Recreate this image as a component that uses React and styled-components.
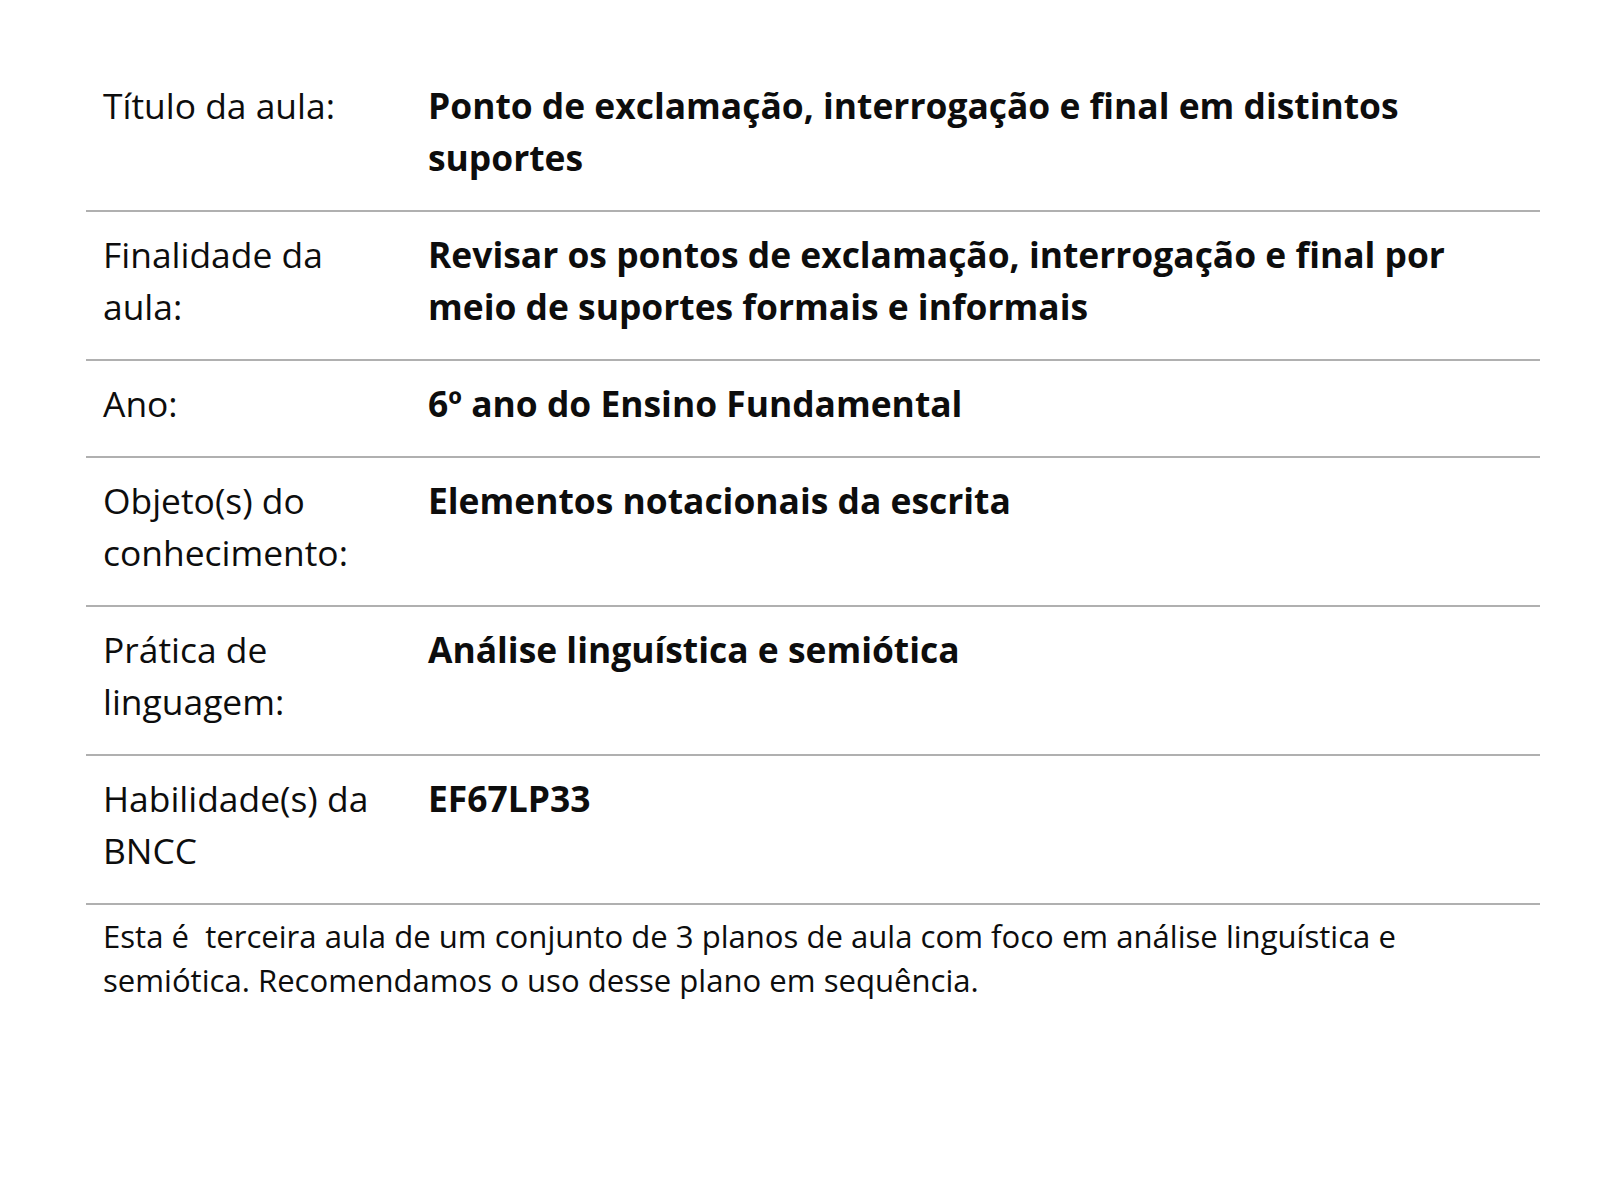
import React from "react";
import styled, { createGlobalStyle } from "styled-components";

const Global = createGlobalStyle`
  html, body { margin: 0; padding: 0; background: #ffffff; }
  body { font-family: "Open Sans", "Noto Sans", sans-serif; color: #0d0d0d; }
`;

const Page = styled.main`
  padding: 63px 60px 0 86px;
  width: 1454px;
`;

const Table = styled.div`
  display: flex;
  flex-direction: column;
`;

const Row = styled.div`
  display: grid;
  grid-template-columns: 325px 1fr;
  border-bottom: 2px solid #b0b0b0;
`;

const Cell = styled.div`
  padding: 16px 17px 27px 17px;
  font-size: 35.4px;
  line-height: 52px;
  font-weight: ${(p) => (p.$bold ? 700 : 400)};
  color: #0d0d0d;
`;

const Note = styled.p`
  margin: 0;
  padding: 10px 17px 0 17px;
  font-size: 31.1px;
  line-height: 43.5px;
  color: #0d0d0d;
`;

const rows = [
  ["Título da aula:", "Ponto de exclamação, interrogação e final em distintos suportes"],
  ["Finalidade da aula:", "Revisar os pontos de exclamação, interrogação e final por meio de suportes formais e informais"],
  ["Ano:", "6º ano do Ensino Fundamental"],
  ["Objeto(s) do conhecimento:", "Elementos notacionais da escrita"],
  ["Prática de linguagem:", "Análise linguística e semiótica"],
  ["Habilidade(s) da BNCC", "EF67LP33"],
];

export default function App() {
  return (
    <>
      <Global />
      <Page>
        <Table>
          {rows.map(([label, value]) => (
            <Row key={label}>
              <Cell>{label}</Cell>
              <Cell $bold>{value}</Cell>
            </Row>
          ))}
        </Table>
        <Note>
          Esta é&nbsp; terceira aula de um conjunto de 3 planos de aula com foco em análise linguística e semiótica. Recomendamos o uso desse plano em sequência.
        </Note>
      </Page>
    </>
  );
}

******************************

> **Task statement**
Images in the data above are to be skipped. Retype all other material exactly.

> **Output of the task**
Recreate this image as a component that uses React and styled-components.
import React from "react";
import styled, { createGlobalStyle } from "styled-components";

const Global = createGlobalStyle`
  html, body { margin: 0; padding: 0; background: #ffffff; }
  body { font-family: "Open Sans", "Noto Sans", sans-serif; color: #0d0d0d; }
`;

const Page = styled.main`
  padding: 63px 60px 0 86px;
  width: 1454px;
`;

const Table = styled.div`
  display: flex;
  flex-direction: column;
`;

const Row = styled.div`
  display: grid;
  grid-template-columns: 325px 1fr;
  border-bottom: 2px solid #b0b0b0;
`;

const Cell = styled.div`
  padding: 16px 17px 27px 17px;
  font-size: 35.4px;
  line-height: 52px;
  font-weight: ${(p) => (p.$bold ? 700 : 400)};
  color: #0d0d0d;
`;

const Note = styled.p`
  margin: 0;
  padding: 10px 17px 0 17px;
  font-size: 31.1px;
  line-height: 43.5px;
  color: #0d0d0d;
`;

const rows = [
  ["Título da aula:", "Ponto de exclamação, interrogação e final em distintos suportes"],
  ["Finalidade da aula:", "Revisar os pontos de exclamação, interrogação e final por meio de suportes formais e informais"],
  ["Ano:", "6º ano do Ensino Fundamental"],
  ["Objeto(s) do conhecimento:", "Elementos notacionais da escrita"],
  ["Prática de linguagem:", "Análise linguística e semiótica"],
  ["Habilidade(s) da BNCC", "EF67LP33"],
];

export default function App() {
  return (
    <>
      <Global />
      <Page>
        <Table>
          {rows.map(([label, value]) => (
            <Row key={label}>
              <Cell>{label}</Cell>
              <Cell $bold>{value}</Cell>
            </Row>
          ))}
        </Table>
        <Note>
          Esta é&nbsp; terceira aula de um conjunto de 3 planos de aula com foco em análise linguística e semiótica. Recomendamos o uso desse plano em sequência.
        </Note>
      </Page>
    </>
  );
}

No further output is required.